Дик яростно тряхнул головой и, подозвав своего боцмана, что-то тихо приказал ему. Тот двинулся в сторону пленных, которые не пожелали перейти на сторону разбойников, и принялся что-то объяснять окружившим его пиратам.
– Остановись, гнусный негодяй! Ты грязный разбойник и не смеешь всуе поминать святое Имя нашего Господа! Это тебе и твоей банде уготован ад, мерзавец! Но у тебя еще есть время оставить свои злодеяния и покаяться. Прислушайся к голосу совести!
Лукреция не могла поверить своим глазам. Ее муж был жив и, более того, нисколько не потерял присутствия духа, несмотря на свое плачевное положение.

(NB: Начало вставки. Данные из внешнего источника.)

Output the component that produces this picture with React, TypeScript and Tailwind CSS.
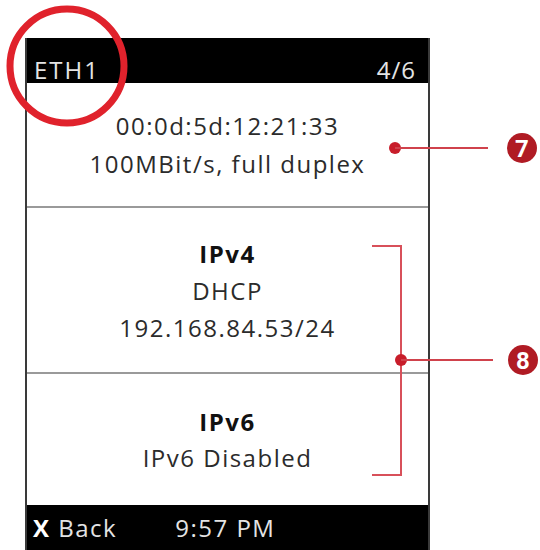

Он бесстрашно выступил из толпы пленных и, глядя прямо в глаза ужасному пирату, твердо произнес свою отповедь.
– Что?! Что сказал этот павлин? Он посмел угрожать мне адом? Мне?! Весь испанский Мэйн
[27] знает, что ад здесь представляю я, Черный Пастор! Такая дерзость заслуживает особенного наказания. Не знаю пока, что я с тобой сделаю, глупая скотина, но это будет особенная казнь, поверь мне! Ты будешь рассказывать о ней в аду с гордостью, пока черта будут вставлять тебе в зад огромный гандшпуг!
Снова послышался смех, но тут же оборвался. Роджер, окровавленный, одноглазый и страшный, шагнул вперед и сказал громко:
– Послушай, Билл! У меня к тебе одна просьба – отдай его мне! Я хочу прикончить его своими руками.
Бородатый пират изумленно уставился на говорящего.
– Отдать его тебе?! – воскликнул он. – Кто ты такой; Дик? Разве ты вершишь здесь праведный суд и воздаешь всем по грехам его?
– Я твой картирмейстер, если ты забыл! – рявкнул в ответ Дик. – Хотя с утра я вроде бы не сильно изменился. А что касается суда праведного, то он меня не очень интересует, ты знаешь. Но к этому павлину у меня свои счеты. Однажды он кое-что взял у меня без спроса, но теперь настала пора вернуть должок!
Черный Пастор выпучил глаза, переводя взгляд то на своего помощника, то на лорда, который по-прежнему сохранял презрительный и независимый вид. Капитан пиратов не мог не прислушаться к словам квартирмейстера, но ему ужасно не хотелось прекращать начатое представление. Как всякая артистическая натура, он ревниво относился к своим задумками терпеть не мог, когда кто-нибудь мешал их исполнению. Неизвестно, чем бы кончился этот спор, если бы не наступила неожиданная развязка.